Exemption on Services provided to SEZ Authorised Operations

Posted: 23/06/2012 in Notifications, Service Tax

Notification No. 40 / 2012-Service Tax dated 20th June, 2012

[F. No. 334/1/2012-TRU]

G.S.R. (E). – In exercise of the powers conferred by sub-section (1) of section 93 of the Finance Act, 1994 (32 of 1994) (hereinafter referred to as the said Act) read with sub-section 3 of section 95 of Finance (No.2), Act, 2004 (23 of 2004) and sub-section 3 of section 140 of the Finance Act, 2007(22 of 2007) and in supersession of the notification of the Government of India in the Ministry of Finance (Department of Revenue), No. 17/2011-Service Tax, dated the 1st March, 2011, published in the Gazette of India, Extraordinary, Part II, Section 3, Sub-section (i), vide number G.S.R.174(E), dated the 1st March, 2011, except as respects things done or omitted to be done before such supersession, the Central Government, on being satisfied that it is necessary in the public interest so to do, hereby exempts the services on which service tax is leviable under section 66B of the said Act, received by a unit located in a Special Economic Zone (hereinafter referred to as SEZ) or Developer of SEZ and used for the authorised operations, from the whole of the service tax, education cess and secondary and higher education cess leviable thereon.

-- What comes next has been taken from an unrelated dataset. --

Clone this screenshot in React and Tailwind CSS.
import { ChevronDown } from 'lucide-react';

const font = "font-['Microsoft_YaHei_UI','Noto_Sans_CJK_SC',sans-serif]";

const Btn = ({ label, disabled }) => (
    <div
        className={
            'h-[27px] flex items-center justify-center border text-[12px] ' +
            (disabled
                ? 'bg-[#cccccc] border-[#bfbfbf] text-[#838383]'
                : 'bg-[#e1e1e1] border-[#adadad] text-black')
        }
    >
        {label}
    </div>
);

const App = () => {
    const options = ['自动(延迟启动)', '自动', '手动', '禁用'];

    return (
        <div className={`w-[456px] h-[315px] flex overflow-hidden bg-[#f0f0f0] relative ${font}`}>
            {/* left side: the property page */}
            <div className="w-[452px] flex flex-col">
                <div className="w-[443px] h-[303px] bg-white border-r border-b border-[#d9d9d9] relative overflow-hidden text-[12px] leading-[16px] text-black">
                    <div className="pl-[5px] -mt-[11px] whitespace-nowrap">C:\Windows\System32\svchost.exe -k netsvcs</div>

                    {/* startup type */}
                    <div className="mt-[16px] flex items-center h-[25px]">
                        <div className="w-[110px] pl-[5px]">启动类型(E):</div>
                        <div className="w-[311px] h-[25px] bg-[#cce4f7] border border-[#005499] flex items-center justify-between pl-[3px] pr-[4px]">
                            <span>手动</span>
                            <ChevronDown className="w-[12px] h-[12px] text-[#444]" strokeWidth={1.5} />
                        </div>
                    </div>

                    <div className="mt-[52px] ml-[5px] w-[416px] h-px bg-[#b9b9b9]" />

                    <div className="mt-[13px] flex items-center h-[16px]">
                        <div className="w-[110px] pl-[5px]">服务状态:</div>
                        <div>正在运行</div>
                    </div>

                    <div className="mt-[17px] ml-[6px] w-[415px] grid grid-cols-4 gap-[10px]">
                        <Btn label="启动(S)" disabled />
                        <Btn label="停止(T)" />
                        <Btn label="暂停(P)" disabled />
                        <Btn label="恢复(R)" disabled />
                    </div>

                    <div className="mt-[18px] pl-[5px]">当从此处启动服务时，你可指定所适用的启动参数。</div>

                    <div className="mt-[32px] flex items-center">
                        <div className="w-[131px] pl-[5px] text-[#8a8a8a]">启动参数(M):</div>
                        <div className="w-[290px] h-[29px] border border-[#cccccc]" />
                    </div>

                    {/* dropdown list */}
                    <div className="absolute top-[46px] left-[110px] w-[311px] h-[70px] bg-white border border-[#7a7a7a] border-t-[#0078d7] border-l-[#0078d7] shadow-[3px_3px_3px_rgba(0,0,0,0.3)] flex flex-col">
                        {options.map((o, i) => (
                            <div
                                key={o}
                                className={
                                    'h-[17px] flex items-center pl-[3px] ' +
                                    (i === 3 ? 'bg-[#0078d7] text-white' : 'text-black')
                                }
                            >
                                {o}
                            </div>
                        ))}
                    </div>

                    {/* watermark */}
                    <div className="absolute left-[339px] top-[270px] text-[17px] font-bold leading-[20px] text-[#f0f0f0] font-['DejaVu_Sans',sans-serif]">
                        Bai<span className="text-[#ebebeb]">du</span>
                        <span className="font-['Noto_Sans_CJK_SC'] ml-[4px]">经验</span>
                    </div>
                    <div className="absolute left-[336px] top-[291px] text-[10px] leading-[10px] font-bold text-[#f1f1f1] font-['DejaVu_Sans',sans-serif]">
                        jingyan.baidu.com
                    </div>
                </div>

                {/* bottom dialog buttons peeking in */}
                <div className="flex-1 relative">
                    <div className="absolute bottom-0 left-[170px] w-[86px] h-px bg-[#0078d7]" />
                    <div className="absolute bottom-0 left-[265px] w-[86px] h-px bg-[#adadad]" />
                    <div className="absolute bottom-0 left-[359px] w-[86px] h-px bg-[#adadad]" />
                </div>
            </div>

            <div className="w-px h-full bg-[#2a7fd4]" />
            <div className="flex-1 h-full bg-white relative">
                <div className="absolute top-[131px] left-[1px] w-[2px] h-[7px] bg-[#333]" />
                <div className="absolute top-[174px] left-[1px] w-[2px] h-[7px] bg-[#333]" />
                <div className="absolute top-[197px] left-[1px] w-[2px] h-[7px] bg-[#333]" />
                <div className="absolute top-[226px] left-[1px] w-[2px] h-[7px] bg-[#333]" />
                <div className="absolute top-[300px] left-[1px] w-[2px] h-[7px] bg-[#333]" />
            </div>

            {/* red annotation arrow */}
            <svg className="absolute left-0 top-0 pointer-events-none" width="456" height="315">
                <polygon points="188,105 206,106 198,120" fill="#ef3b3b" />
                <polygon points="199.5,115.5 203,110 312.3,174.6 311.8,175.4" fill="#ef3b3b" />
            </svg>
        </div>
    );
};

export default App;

2. The exemption contained in this notification shall be subject to the following conditions, namely:-

(a) the exemption shall be provided by way of refund of service tax paid on the specified services received by a unit located in a SEZ or the developer of SEZ and used for the authorised operations:

Provided that where the specified services received in SEZ and used for the authorised operations are wholly consumed within the SEZ, the person liable to pay service tax has the option not to pay the service tax ab initio instead of the SEZ unit or the developer claiming exemption by way of refund in terms of this notification.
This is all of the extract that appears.